Effective techniques at this layer:
Structural analysis: Parse the SQL and compare the query structure against a template. If the application always runs SELECT id, name FROM products WHERE category = ?, and the executed query has an extra UNION SELECT clause, that structural deviation is unambiguous.
Parameterisation enforcement: Reject any query that uses string concatenation rather than parameterised placeholders. Any query containing single-quoted string literals where a parameter placeholder should appear is a policy violation.
Token-count analysis: Parse the SQL token stream. If the token count exceeds the expected count by more than a threshold, the query has been expanded — likely by injection.
The regex approach shown in the Go example above is a starting point but will miss encoded variants. Production RASP implementations use a proper SQL parser (e.g., sqlparse in Python, JSqlParser in Java) to do structural comparison.
Command Injection Detection at the OS Level
At the subprocess.run or execve level, the detection strategy changes. The RASP hook knows:
- Whether
shell=Truewas used (if so, the command string is passed to/bin/sh -c, which is the common exploitation path) - The full command string after all application-level string construction
- The calling stack frame
The detection policy: if shell=True and the command string contains characters that are meaningful to the shell (|, ;, &&, ||, backticks, $() subshell), and those characters appear in a section of the string that originated from an external input source, flag it.
The “originated from external input” tracking is the hard part — it requires taint tracking, which is available in some commercial RASP implementations but expensive to implement from scratch. A practical lightweight alternative: if shell=True, flag all commands for review and require them to be in an allowlist. Most applications have a small, fixed set of shell commands they legitimately invoke.
Open-Source and Commercial RASP Tools
OpenRASP (Baidu): Open-source RASP for Java, PHP, and Python. Java implementation uses a Java agent; PHP uses an extension. Includes a management console. Actively maintained on GitHub. The detection logic covers SQL injection, command injection, SSRF, XXE, file operation attacks, and deserialization. The Java agent performs bytecode instrumentation at class load time using ASM. Production deployments exist at scale.
Sqreen / Datadog Application Security Management (ASM): Commercial. Sqreen was acquired by Datadog and integrated as Datadog ASM. Agent-based, language-specific agents for Java, Python, Ruby, Go, Node.js, PHP, .NET. Integrates with the Datadog APM agent — traces from the application already flow to Datadog, and ASM enriches them with security signals. Blocking mode is available. Well-suited for organisations already on Datadog.
Contrast Security: Commercial, enterprise-focused. The most complete RASP implementation: taint tracking propagates through the application, so the “originated from external input” problem is solved.

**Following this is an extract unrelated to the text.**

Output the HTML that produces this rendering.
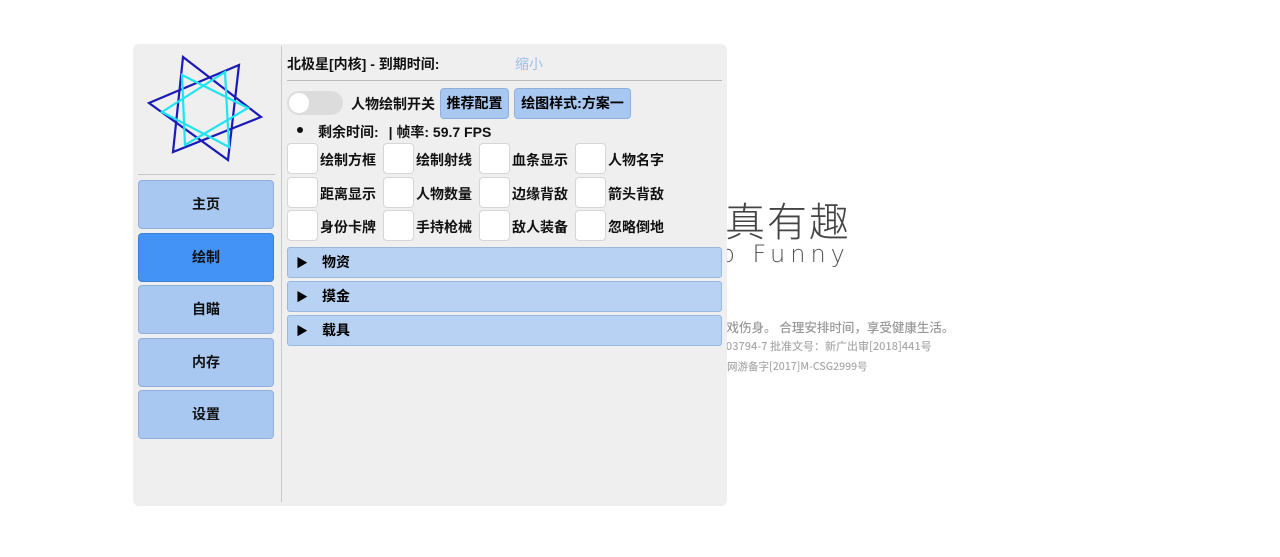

Supports Java, .NET, Python, Ruby, Go, Node.js. The instrumentation is invasive — Contrast rewrites a large fraction of the standard library. The accuracy is high; the performance overhead is correspondingly higher than simpler hook-based approaches.
IAST (Interactive Application Security Testing) overlap: Tools like Contrast Security and Seeker blur the line between RASP and IAST — they instrument for both runtime protection and vulnerability detection during testing. Running Contrast in test mode against your test suite surfaces vulnerabilities without manual code review.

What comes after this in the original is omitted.